Complex patterns of precipitation and extreme events during 1951-2011 in Sichuan Basin, Southwestern China

Sichuan Basin is located in southwestern China and affected by a complex water vapor (WV) sources. Here, the spatial and temporal patterns of precipitation and extreme events are investigated by six indices of World Meteorology Organization Commission, including annual precipitation total (AP), maximum daily precipitation (Max1d), intensity of rainfall over 1 mm/d (IR1), maximum and mean consecutive dry days (Max CDD, Mean CDD) and coefficient of variance. Based on 24 daily precipitation time series from 1951 to 2011, Mann-Kendall test is employed to quantify the significant level of these indices, from which the classification of precipitation change and its spatial patterns are obtained. Meanwhile, the probability distributions of these indices are identified by L-moment analysis and the Goodness-of-fit test, and the corresponding values are calculated by theoretical model at different return periods.
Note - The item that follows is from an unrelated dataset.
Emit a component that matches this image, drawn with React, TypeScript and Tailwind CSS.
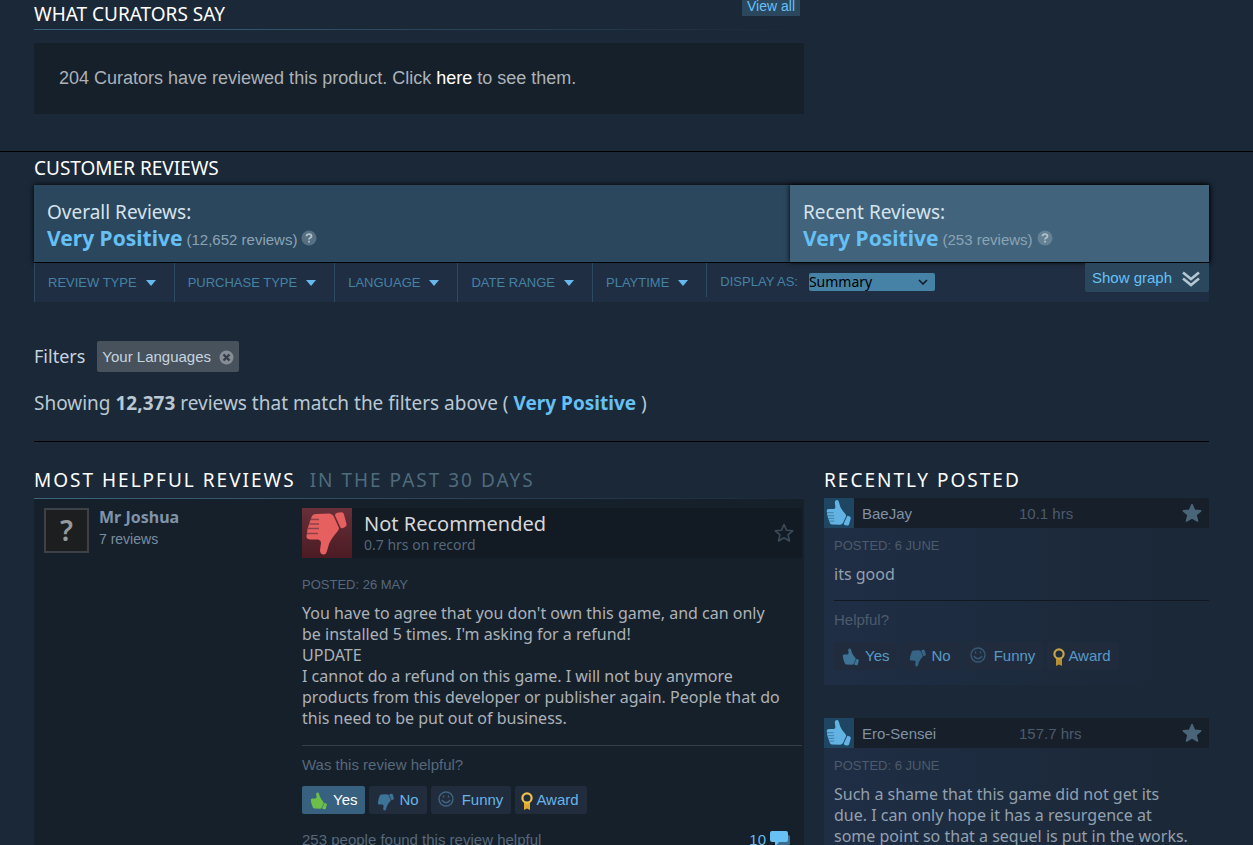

The results reveal that the western basin displays normal drought: less AP and precipitation intensity while longer drought. The southern basin shows normal increase: larger AP and precipitation intensity but shorter CDD. However, in hilly region of the central basin and the transition zone between basin and mountains, precipitation changes abnormally: increasing both drought (one or both of Mean CDD and MaxCDD) and precipitation intensity (one or both of Max1d and IR1) no matter what the trend of AP is. Probability distribution models also demonstrate the complex patterns: a negative correlation between Max1d and Max CDD in the west (R-2 >= 0.61) while a positive correlation in the east (R-2 >= 0.41) at all return periods. These patterns are induced by the changes in WV sources and the layout of local terrain. The increase of WV in summer and decrease in spring leads to the heavier rainfall and longer drought respectively. The large heat island effect of the basin contributes to a lower temperature in transition zones and more precipitation in the downwind area. These results are helpful in reevaluating the risk regionally and making better decisions on water resources management and disaster prevention.